Three things Tracksmith should do that the brand is structurally positioned to do.
First, expand the Running Class definition without abandoning it. The phrase works because it names a psychographic. It does not work when it implicitly means white, suburban, and male. Carver’s stated commitment to the women’s line is one corrective. The harder one is editorial: Meter and the brand’s owned content need to feature the runners the Running Class already includes and that the brand has historically underrepresented. This is not a diversity statement. It is photography and reporting.

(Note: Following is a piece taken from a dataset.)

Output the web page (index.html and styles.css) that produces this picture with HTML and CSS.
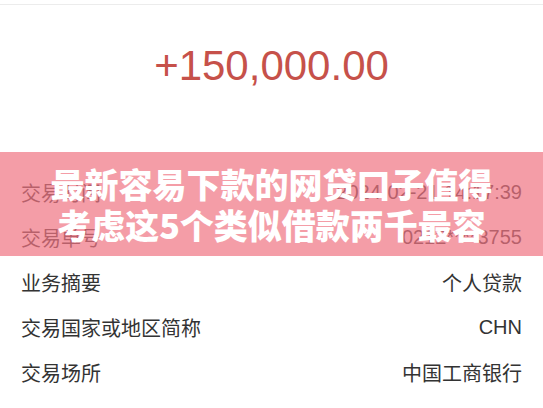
FILE: index.html
```html
<!DOCTYPE html>
<html lang="zh-CN">
<head>
    <meta charset="UTF-8">
    <meta name="viewport" content="width=device-width, initial-scale=1.0">
    <title>交易详情</title>
    <link rel="stylesheet" href="styles.css">
</head>
<body>
    <div class="page">
        <div class="topbar"></div>

        <div class="amount">+150,000.00</div>

        <div class="details">
            <div class="row"><span>交易时间</span><span>2024-02-21 14:17:39</span></div>
            <div class="row"><span>交易单号</span><span>0212****3755</span></div>
            <div class="row"><span>业务摘要</span><span>个人贷款</span></div>
            <div class="row"><span>交易国家或地区简称</span><span>CHN</span></div>
            <div class="row"><span>交易场所</span><span>中国工商银行</span></div>
            <div class="row"><span>交易金额</span><span>150,000.00</span></div>
        </div>

        <!-- title banner over the details -->
        <div class="banner">
            <h1>最新容易下款的网贷口子值得<br>考虑这5个类似借款两千最容</h1>
        </div>
    </div>
</body>
</html>
```

FILE: styles.css
```css
body {
    margin: 0;
    background-color: #fff;
    font-family: 'Liberation Sans', 'Noto Sans CJK SC', sans-serif;
    overflow: hidden;
}

.page {
    position: relative;
    height: 408px;
    overflow: hidden;
}

.topbar {
    height: 4px;
    border-bottom: 1px solid #ececec;
}

.amount {
    padding: 37px 0 81px;
    font-size: 42px;
    line-height: 47px;
    text-align: center;
    color: #c6514a;
}

.details {
    padding: 0 21px;
}

.row {
    display: flex;
    justify-content: space-between;
    align-items: center;
    height: 45px;
    font-size: 20px;
    color: #333;
}

/* Banner */
.banner {
    position: absolute;
    top: 152px;
    left: 0;
    right: 0;
    height: 104px;
    display: flex;
    align-items: center;
    justify-content: center;
    background-color: rgba(240, 116, 129, 0.7);
}

.banner h1 {
    margin: 0;
    font-family: 'Noto Sans CJK SC', sans-serif;
    font-weight: 900;
    font-size: 34px;
    line-height: 41px;
    text-align: center;
    color: #fff;
}
```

Second, treat the regional specificity as a portable system, not a flag. Boston is the brand’s emotional anchor, but the brand has already proven that the system travels (the London Trackhouse is the proof). The next step is to commission Trackhouse locations in cities where local running culture is strong (Tokyo, Berlin, Cape Town, Mexico City) without translating the New England visual into those cities. The Trackhouse format is the product, not the prep school references. The brand has not yet articulated this distinction publicly, which is why the elitism critique keeps landing on the imagery rather than the system.
Third, slow the wholesale push and protect the channel. The 98% online figure was the source of the premium. Every wholesale partner added is a tax on that. The right move is to use wholesale as a discovery layer (limited assortment, run specialty only, no department stores) and reserve the full collection for owned channels. This is the Tracksmith equivalent of Lemaire’s Uniqlo U strategy: an entry point that protects the mainline rather than competing with it.
What Tracksmith has built is a brand defined by being from somewhere specific. The next phase asks whether the brand can stay from somewhere specific while serving runners who are from everywhere else. That is the design problem the next CEO inherited, and it is the only one that matters.